Some $800 billion, 4,500 American and an untold number of Iraqi dead later, the 9-year Iraq War effectively ended Sunday, with the final U.S. combat troop convoy moving into Kuwait under the cover of darkness for fear of insurgent attacks.

The last 500 soldiers to leave Camp Adder and the country didn’t tell their Iraqi counterparts as they headed out in the wee hours of the morning, according to the Associated Press, because the information might turn into an attack on the journey out of the country. As the long convoy of trucks made the 5-hour trip, a formidable group of helicopters and planes flew overhead, on alert and ready to respond to any unforeseen hostility.

Once the convoy passed into neighboring Kuwait, many of the soldiers celebrated, congratulating each other with chest bumps and hugs.

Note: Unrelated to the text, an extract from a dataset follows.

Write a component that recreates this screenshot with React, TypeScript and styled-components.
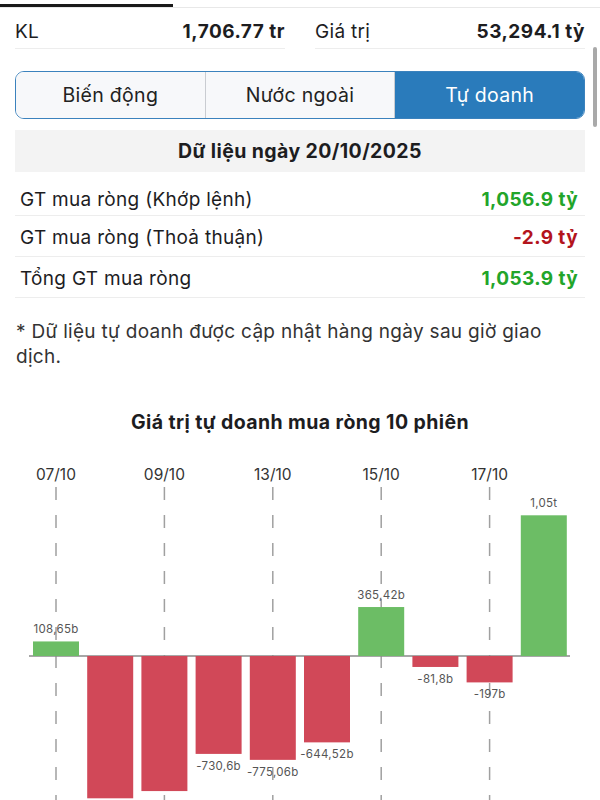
import React from 'react';
import styled, { createGlobalStyle } from 'styled-components';

const GlobalStyle = createGlobalStyle`
  html, body {
    margin: 0;
    padding: 0;
    background: #fff;
  }
  body {
    font-family: Inter, "Noto Sans", sans-serif;
    color: #1d1d1f;
    -webkit-font-smoothing: antialiased;
  }
`;

const Page = styled.div`
  position: relative;
  width: 600px;
  height: 800px;
  overflow: hidden;
`;

const TabStrip = styled.div`
  padding-top: 4px;
  border-bottom: 1px solid #e8e8e8;
`;

const TabIndicator = styled.div`
  width: 173px;
  height: 3px;
  background: #1a1a1a;
`;

const ScrollThumb = styled.div`
  position: absolute;
  right: 3px;
  top: 47px;
  width: 4px;
  height: 80px;
  border-radius: 2px;
  background: #a9a9a9;
`;

const StatsGrid = styled.div`
  display: grid;
  grid-template-columns: 1fr 1fr;
  column-gap: 30px;
  padding: 0 15px;
`;

const StatCell = styled.div`
  display: flex;
  align-items: center;
  justify-content: space-between;
  box-sizing: border-box;
  height: 41px;
  padding-top: 7px;
  border-bottom: 1px solid #ededed;
  font-size: 19px;
  letter-spacing: 0.3px;
`;

const StatValue = styled.span`
  font-weight: 700;
  letter-spacing: 0.5px;
`;

const Segmented = styled.div`
  display: flex;
  box-sizing: border-box;
  height: 48px;
  margin: 22px 15px 0;
  border: 1px solid #3b82bd;
  border-radius: 9px;
  overflow: hidden;
`;

const Segment = styled.div<{ $active?: boolean }>`
  flex: 1;
  display: flex;
  align-items: center;
  justify-content: center;
  font-size: 19.5px;
  letter-spacing: 0.3px;
  background: ${p => (p.$active ? '#2a7bbb' : '#f7f8fa')};
  color: ${p => (p.$active ? '#fff' : '#222')};
  & + & {
    border-left: 1px solid #c9ccd1;
  }
`;

const DateHeader = styled.div`
  display: flex;
  align-items: center;
  justify-content: center;
  height: 42px;
  margin: 11px 15px 0;
  background: #f3f3f3;
  font-size: 19.5px;
  letter-spacing: 0.4px;
  font-weight: 700;
`;

const DataTable = styled.div`
  margin: 0 15px;
`;

const DataRow = styled.div<{ $first?: boolean }>`
  display: flex;
  align-items: center;
  justify-content: space-between;
  box-sizing: border-box;
  height: ${p => (p.$first ? 44 : 41)}px;
  padding: ${p => (p.$first ? 11 : 2)}px 7px 0 5px;
  border-bottom: 1px solid #ededed;
  font-size: 19px;
  letter-spacing: 0.3px;
`;

const DataValue = styled.span<{ $tone: 'up' | 'down' }>`
  font-weight: 700;
  letter-spacing: 0.4px;
  color: ${p => (p.$tone === 'up' ? '#22a52a' : '#b3141d')};
`;

const Note = styled.p`
  margin: 21px 16px 0;
  font-size: 19px;
  line-height: 25px;
  letter-spacing: 0.3px;
  color: #333;
`;

const ChartTitle = styled.h3`
  margin: 41px 0 0;
  text-align: center;
  font-size: 19.5px;
  line-height: 24px;
  letter-spacing: 0.4px;
  font-weight: 700;
  color: #1d1d1f;
`;

const ChartSvg = styled.svg`
  display: block;
  margin-top: 16px;
`;

const stats = [
  { label: 'KL', value: '1,706.77 tr' },
  { label: 'Giá trị', value: '53,294.1 tỷ' },
];

const rows: { label: string; value: string; tone: 'up' | 'down' }[] = [
  { label: 'GT mua ròng (Khớp lệnh)', value: '1,056.9 tỷ', tone: 'up' },
  { label: 'GT mua ròng (Thoả thuận)', value: '-2.9 tỷ', tone: 'down' },
  { label: 'Tổng GT mua ròng', value: '1,053.9 tỷ', tone: 'up' },
];

// labels of the two deepest bars fall below the visible area
const sessions = [
  { date: '07/10', value: 108.65, label: '108,65b' },
  { date: '08/10', value: -1062, label: '' },
  { date: '09/10', value: -1008, label: '' },
  { date: '10/10', value: -730.6, label: '-730,6b' },
  { date: '13/10', value: -775.06, label: '-775,06b' },
  { date: '14/10', value: -644.52, label: '-644,52b' },
  { date: '15/10', value: 365.42, label: '365,42b' },
  { date: '16/10', value: -81.8, label: '-81,8b' },
  { date: '17/10', value: -197, label: '-197b' },
  { date: '20/10', value: 1050, label: '1,05t' },
];

const BAR_X0 = 33;
const BAR_STEP = 54.2;
const BAR_W = 46;
const ZERO_Y = 206;
const SCALE = 0.134;

function NetBuyChart() {
  return (
    <ChartSvg width={600} height={360} viewBox="0 0 600 360">
      {sessions.map((s, i) => {
        if (i % 2 !== 0) return null;
        const cx = BAR_X0 + i * BAR_STEP + BAR_W / 2;
        return (
          <g key={s.date}>
            <text
              x={cx}
              y={30}
              textAnchor="middle"
              fontSize={15.5}
              fill="#333"
              fontFamily="Inter, sans-serif"
            >
              {s.date}
            </text>
            <line
              x1={cx}
              x2={cx}
              y1={37}
              y2={360}
              stroke="#a0a0a0"
              strokeWidth={1.5}
              strokeDasharray="13 15"
            />
          </g>
        );
      })}
      <line x1={29} x2={570} y1={ZERO_Y} y2={ZERO_Y} stroke="#8a8a8a" strokeWidth={1.5} />
      {sessions.map((s, i) => {
        const x = BAR_X0 + i * BAR_STEP;
        const h = Math.abs(s.value) * SCALE;
        const up = s.value >= 0;
        const y = up ? ZERO_Y - h : ZERO_Y;
        const ly = up ? y - 8 : y + h + 16;
        return (
          <g key={s.date + 'b'}>
            <rect x={x} y={y} width={BAR_W} height={h} fill={up ? '#6cbd65' : '#d14858'} />
            {s.label && (
              <text
                x={x + BAR_W / 2}
                y={ly}
                textAnchor="middle"
                fontSize={11.5}
                letterSpacing={0.3}
                fill="#555"
                fontFamily="Inter, sans-serif"
              >
                {s.label}
              </text>
            )}
          </g>
        );
      })}
    </ChartSvg>
  );
}

export default function App() {
  return (
    <Page>
      <GlobalStyle />
      <TabStrip>
        <TabIndicator />
      </TabStrip>
      <ScrollThumb />
      <StatsGrid>
        {stats.map(s => (
          <StatCell key={s.label}>
            <span>{s.label}</span>
            <StatValue>{s.value}</StatValue>
          </StatCell>
        ))}
      </StatsGrid>
      <Segmented>
        <Segment>Biến động</Segment>
        <Segment>Nước ngoài</Segment>
        <Segment $active>Tự doanh</Segment>
      </Segmented>
      <DateHeader>Dữ liệu ngày 20/10/2025</DateHeader>
      <DataTable>
        {rows.map((r, i) => (
          <DataRow key={r.label} $first={i === 0}>
            <span>{r.label}</span>
            <DataValue $tone={r.tone}>{r.value}</DataValue>
          </DataRow>
        ))}
      </DataTable>
      <Note>* Dữ liệu tự doanh được cập nhật hàng ngày sau giờ giao dịch.</Note>
      <ChartTitle>Giá trị tự doanh mua ròng 10 phiên</ChartTitle>
      <NetBuyChart />
    </Page>
  );
}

“I just can’t wait to call my wife and kids and let them know I am safe,” Sgt. First Class Rodolfo Ruiz told The New York Times. “I am really feeling it now.”

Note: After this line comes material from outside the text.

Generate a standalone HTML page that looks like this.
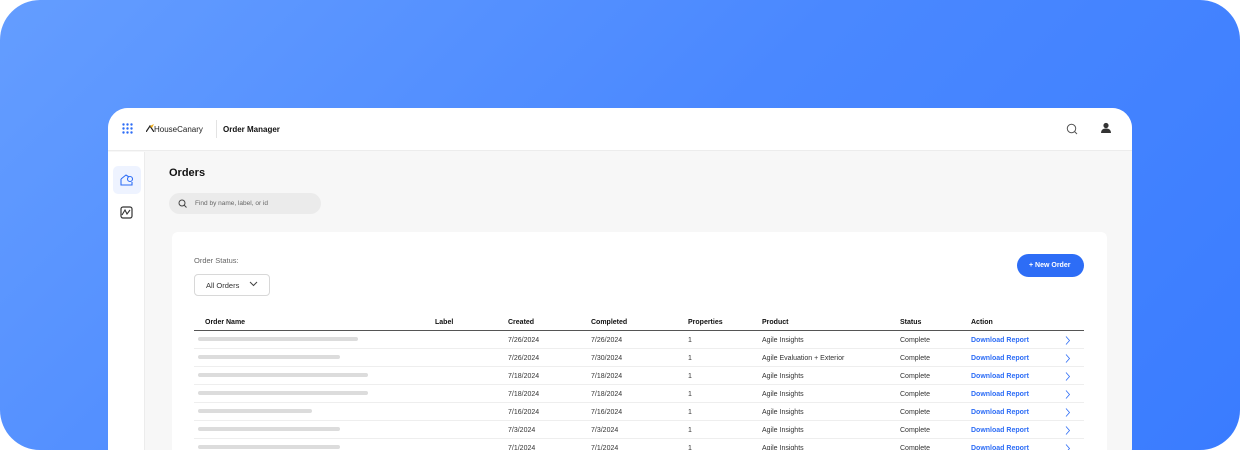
<!DOCTYPE html>
<html><head><style>
*{margin:0;padding:0;box-sizing:border-box}
body{width:1240px;height:450px;overflow:hidden;background:#fff;font-family:"Liberation Sans",sans-serif}
.bg{position:absolute;left:0;top:0;width:1240px;height:450px;border-radius:40px;background:linear-gradient(135deg,#649dff 0%,#4a88ff 50%,#3a7cff 100%);overflow:hidden}
.win{position:absolute;left:108px;top:108px;width:1024px;height:360px;background:#f7f7f7;border-radius:20px;overflow:hidden}
.hdr{position:absolute;left:0;top:0;width:100%;height:43px;background:#fff;border-bottom:1px solid #ececec}
.side{position:absolute;left:0;top:44px;width:37px;height:320px;background:#fff;border-right:1px solid #ececec}
.t{position:absolute;font-size:7px;color:#333;white-space:nowrap}
.h{font-weight:bold;color:#111}
.bar{position:absolute;height:4px;border-radius:2px;background:#dcdcdc}
.line{position:absolute;left:86px;width:890px;height:1px;background:#eee}
.dl{color:#2d6df6;font-weight:bold}
</style></head><body>
<div class="bg">
<div class="win">
 <div class="hdr">
  <svg style="position:absolute;left:14px;top:15px" width="11" height="11">
   <g fill="#2d6df6"><circle cx="1.5" cy="1.5" r="1.2"/><circle cx="5.5" cy="1.5" r="1.2"/><circle cx="9.5" cy="1.5" r="1.2"/><circle cx="1.5" cy="5.5" r="1.2"/><circle cx="5.5" cy="5.5" r="1.2"/><circle cx="9.5" cy="5.5" r="1.2"/><circle cx="1.5" cy="9.5" r="1.2"/><circle cx="5.5" cy="9.5" r="1.2"/><circle cx="9.5" cy="9.5" r="1.2"/></g></svg>
  <svg style="position:absolute;left:38px;top:16px" width="8" height="8"><path d="M0 8 L4 2 L8 8" stroke="#222" fill="none" stroke-width="1.2"/><path d="M4 2 L8 0 L6 4Z" fill="#f2b01e"/></svg>
  <div class="t" style="left:46px;top:17px;font-size:8px;color:#222">HouseCanary</div>
  <div style="position:absolute;left:108px;top:12px;width:1px;height:18px;background:#e3e3e3"></div>
  <div class="t h" style="left:115px;top:17px;font-size:8px">Order Manager</div>
  <svg style="position:absolute;left:958px;top:15px" width="12" height="12"><circle cx="5.5" cy="5.5" r="4.2" stroke="#555" stroke-width="1" fill="none"/><path d="M8.5 8.5 L11 11" stroke="#555" stroke-width="1"/></svg>
  <svg style="position:absolute;left:992px;top:14px" width="12" height="12"><circle cx="6" cy="3.5" r="2.6" fill="#333"/><path d="M1 11 Q1 6.5 6 6.5 Q11 6.5 11 11Z" fill="#333"/></svg>
 </div>
 <div class="side">
  <div style="position:absolute;left:5px;top:14px;width:28px;height:28px;border-radius:5px;background:#eef3ff"></div>
  <svg style="position:absolute;left:12px;top:21px" width="14" height="14"><path d="M1 6 L6 2 L9 4 M1 6 V12 H12 V9" stroke="#2d6df6" fill="none" stroke-width="1.1"/><circle cx="10" cy="6" r="2.5" stroke="#2d6df6" fill="none" stroke-width="1.1"/></svg>
  <svg style="position:absolute;left:12px;top:54px" width="13" height="13"><rect x="1" y="1" width="11" height="11" rx="2" stroke="#333" fill="none" stroke-width="1.2"/><path d="M2 9 L5 4 L7 8 L10 4" stroke="#333" fill="none" stroke-width="1.1"/></svg>
 </div>
 <div class="t h" style="left:61px;top:59px;font-size:11px">Orders</div>
 <div style="position:absolute;left:61px;top:85px;width:152px;height:21px;border-radius:11px;background:#ebebeb"></div>
 <svg style="position:absolute;left:70px;top:91px" width="9" height="9"><circle cx="4" cy="4" r="3" stroke="#444" fill="none"/><path d="M6 6 L8.5 8.5" stroke="#444"/></svg>
 <div class="t" style="left:87px;top:92px;font-size:6.5px;color:#666">Find by name, label, or id</div>
 <div style="position:absolute;left:64px;top:124px;width:935px;height:240px;background:#fff;border-radius:6px"></div>
 <div class="t" style="left:86px;top:148px;font-size:7.5px;color:#666">Order Status:</div>
 <div style="position:absolute;left:86px;top:166px;width:76px;height:22px;border:1px solid #d8d8d8;border-radius:4px;background:#fff"></div>
 <div class="t" style="left:98px;top:173px;font-size:7.5px">All Orders</div>
 <svg style="position:absolute;left:141px;top:173px" width="9" height="6"><path d="M1 1 L4.5 4.5 L8 1" stroke="#444" fill="none"/></svg>
 <div style="position:absolute;left:909px;top:146px;width:67px;height:23px;border-radius:12px;background:#2d6df6"></div>
 <div class="t" style="left:921px;top:154px;font-size:7px;color:#fff;font-weight:bold">+ New Order</div>
 <div class="t h" style="left:97px;top:211px">Order Name</div>
 <div class="t h" style="left:327px;top:211px">Label</div>
 <div class="t h" style="left:400px;top:211px">Created</div>
 <div class="t h" style="left:483px;top:211px">Completed</div>
 <div class="t h" style="left:580px;top:211px">Properties</div>
 <div class="t h" style="left:654px;top:211px">Product</div>
 <div class="t h" style="left:792px;top:211px">Status</div>
 <div class="t h" style="left:863px;top:211px">Action</div>
 <div style="position:absolute;left:86px;top:222px;width:890px;height:1px;background:#555"></div>
 <div id="rows"></div>
</div>
</div>
<script>
var d=[[160,"7/26/2024","7/26/2024","Agile Insights"],[142,"7/26/2024","7/30/2024","Agile Evaluation + Exterior"],[170,"7/18/2024","7/18/2024","Agile Insights"],[170,"7/18/2024","7/18/2024","Agile Insights"],[114,"7/16/2024","7/16/2024","Agile Insights"],[142,"7/3/2024","7/3/2024","Agile Insights"],[142,"7/1/2024","7/1/2024","Agile Insights"]];
var h="";d.forEach(function(r,i){var y=229+i*18;
h+='<div class="bar" style="left:90px;top:'+(y)+'px;width:'+r[0]+'px"></div>'+
'<div class="t" style="left:400px;top:'+y+'px">'+r[1]+'</div><div class="t" style="left:483px;top:'+y+'px">'+r[2]+'</div>'+
'<div class="t" style="left:580px;top:'+y+'px">1</div><div class="t" style="left:654px;top:'+y+'px">'+r[3]+'</div>'+
'<div class="t" style="left:792px;top:'+y+'px">Complete</div><div class="t dl" style="left:863px;top:'+y+'px">Download Report</div>'+
'<svg style="position:absolute;left:957px;top:'+(y-1)+'px" width="6" height="9"><path d="M1 0.5 L4.5 4.5 L1 8.5" stroke="#2d6df6" stroke-width="0.8" fill="none"/></svg>'+
'<div class="line" style="top:'+(y+11)+'px"></div>';});
document.getElementById("rows").outerHTML=h;
</script>
</body></html>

The war was started in 2003 by President George W. Bush with the help of evidence that Saddam Hussein had weapons of mass destruction--evidence that turned out to be exaggerated and largely false. The same year the war started, President Bush made a now-infamous speech declaring "mission accomplished."

Nine years later, President Obama stopped short of claiming victory. In an interview on ABC with Barbara Walters, he said:

"I would describe our troops as having succeeded in the mission of giving the Iraqis their country in a way that gives them a chance for a succesful future," he said, according to AP.

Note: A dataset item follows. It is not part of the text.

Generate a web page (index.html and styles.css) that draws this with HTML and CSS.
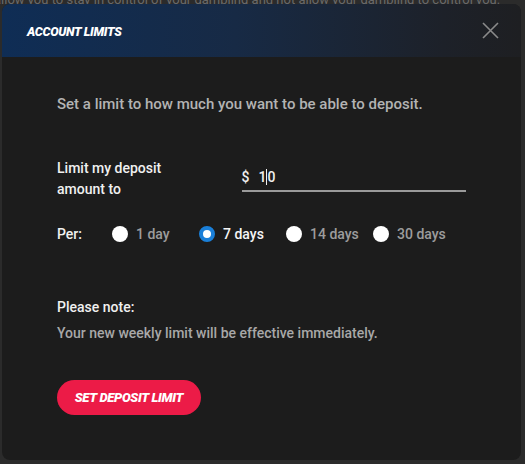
FILE: index.html
```html
<!DOCTYPE html>
<html lang="en">
<head>
    <meta charset="UTF-8">
    <meta name="viewport" content="width=device-width, initial-scale=1.0">
    <title>Account limits</title>

    <link rel="stylesheet" href="styles.css">
</head>
<body>
    <div class="page">
        <p class="page-text">allow you to stay in control of your gambling and not allow your gambling to control you.</p>
    </div>

    <div class="modal">
        <div class="modal-header">
            <p class="modal-title">ACCOUNT LIMITS</p>
            <button class="close-button" aria-label="close">
                <svg width="17" height="17" viewBox="0 0 17 17"><path d="M1 1L16 16M16 1L1 16" stroke="#8a8a8a" stroke-width="1.6" fill="none"/></svg>
            </button>
        </div>

        <div class="modal-body">
            <p class="intro">Set a limit to how much you want to be able to deposit.</p>

            <div class="amount-row">
                <p class="label">Limit my deposit<br>amount to</p>
                <div class="amount-input">
                    <span class="currency">$</span>
                    <span class="amount-value">1<span class="caret"></span>0</span>
                </div>
            </div>

            <div class="per-row">
                <span class="label per-label">Per:</span>
                <label class="option"><span class="radio"></span>1 day</label>
                <label class="option option-selected"><span class="radio radio-on"></span>7 days</label>
                <label class="option"><span class="radio"></span>14 days</label>
                <label class="option"><span class="radio"></span>30 days</label>
            </div>

            <p class="label note-title">Please note:</p>
            <p class="note">Your new weekly limit will be effective immediately.</p>

            <button class="submit-button">SET DEPOSIT LIMIT</button>
        </div>
    </div>
</body>
</html>
```

FILE: styles.css
```css
body{
    margin: 0;
    background-color: #2b2b2b;
    font-family: Roboto, "Liberation Sans", Arial, sans-serif;
    height: 464px;
    overflow: hidden;
    position: relative;
}
p{
    margin: 0;
}
.page-text{
    color: #6a6a6a;
    font-size: 13px;
    margin-top: -8px;
    margin-left: -6px;
    white-space: nowrap;
}
.modal{
    position: absolute;
    left: 2px;
    top: 4px;
    width: 519px;
    height: 456px;
    background-color: #1c1c1c;
    border-radius: 8px;
    overflow: hidden;
}
.modal-header{
    height: 53px;
    display: flex;
    align-items: center;
    justify-content: space-between;
    padding: 0 22px 0 25px;
    background: linear-gradient(90deg, #0f2d55 0%, #172a45 45%, #1d2129 85%, #1e1f22 100%);
}
.modal-title{
    color: white;
    font-size: 12.5px;
    font-weight: 900;
    font-style: italic;
    letter-spacing: -0.3px;
    padding-top: 1px;
}
.close-button{
    background: transparent;
    border: none;
    padding: 0;
    cursor: pointer;
    display: flex;
}
.modal-body{
    padding: 38px 55px 0 55px;
}
.intro{
    color: #b3b3b3;
    font-size: 15px;
    font-weight: 500;
}
.label{
    color: #f0f0f0;
    font-size: 14px;
    font-weight: 500;
}
.amount-row{
    display: flex;
    margin-top: 45px;
}
.amount-row .label{
    line-height: 21px;
    width: 185px;
}
.amount-input{
    width: 225px;
    height: 27px;
    margin-top: 4px;
    border-bottom: 2px solid #9a9a9a;
    color: #f0f0f0;
    font-size: 14px;
    font-weight: 500;
    display: flex;
    align-items: center;
    padding-top: 1px;
}
.currency{
    margin-right: 9px;
}
.amount-value{
    display: flex;
    align-items: center;
}
.caret{
    display: inline-block;
    width: 1px;
    height: 16px;
    background-color: #f0f0f0;
}
.per-row{
    display: flex;
    align-items: center;
    margin-top: 26px;
}
.per-label{
    width: 55px;
}
.option{
    display: flex;
    align-items: center;
    width: 87px;
    white-space: nowrap;
    color: #9c9c9c;
    font-size: 14px;
    font-weight: 500;
}
.option-selected{
    color: #f5f5f5;
}
.radio{
    flex: none;
    width: 16px;
    height: 16px;
    border-radius: 50%;
    background-color: white;
    margin-right: 8px;
    box-sizing: border-box;
}
.radio-on{
    border: 4px solid #1a7fd8;
}
.note-title{
    margin-top: 57px;
}
.note{
    color: #a8a8a8;
    font-size: 14px;
    font-weight: 500;
    margin-top: 10px;
}
.submit-button{
    margin-top: 39px;
    background-color: #ec1b47;
    color: white;
    border: none;
    border-radius: 18px;
    height: 35px;
    width: 144px;
    font-family: Roboto, "Liberation Sans", Arial, sans-serif;
    font-size: 13px;
    font-weight: 900;
    font-style: italic;
    letter-spacing: -0.3px;
    cursor: pointer;
}
```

Some 4,000 troops will remain in Kuwait for several months, available to Iraqi military as a quick reaction force. And the U.S. embassy in Iraq — the largest in the world — will boast 16,000 people, including a security force of about 200 to protect the embassy itself, according to The New York Times.

What will also remain in the country after American troops have left: a mottled history of occupation with an uncertain impact. From the Times:

“It will be forever tainted by the early missteps and miscalculations, the faulty intelligence over Saddam Hussein’s weapons programs and his supposed links to terrorists, and a litany of American abuses, from the Abu Ghraib prison torture scandal to a public shootout involving Blackwater mercenaries that left civilians dead — a sum of agonizing factors that diminished America’s standing in the Muslim world and its power to shape events around the globe.”

The country’s sectarian violence, though reduced from its worst levels in 2007, still threatens to tear Iraq’s fragile government apart. And while a large civilian U.S. presence remains in the country, many are unsure of what the absence of American forces will bring.

“My heart goes out to the Iraqis,” Warrant Officer John Jewell told AP in an armored vehicle leaving the Iraqi desert. “The innocent always pay the bill.”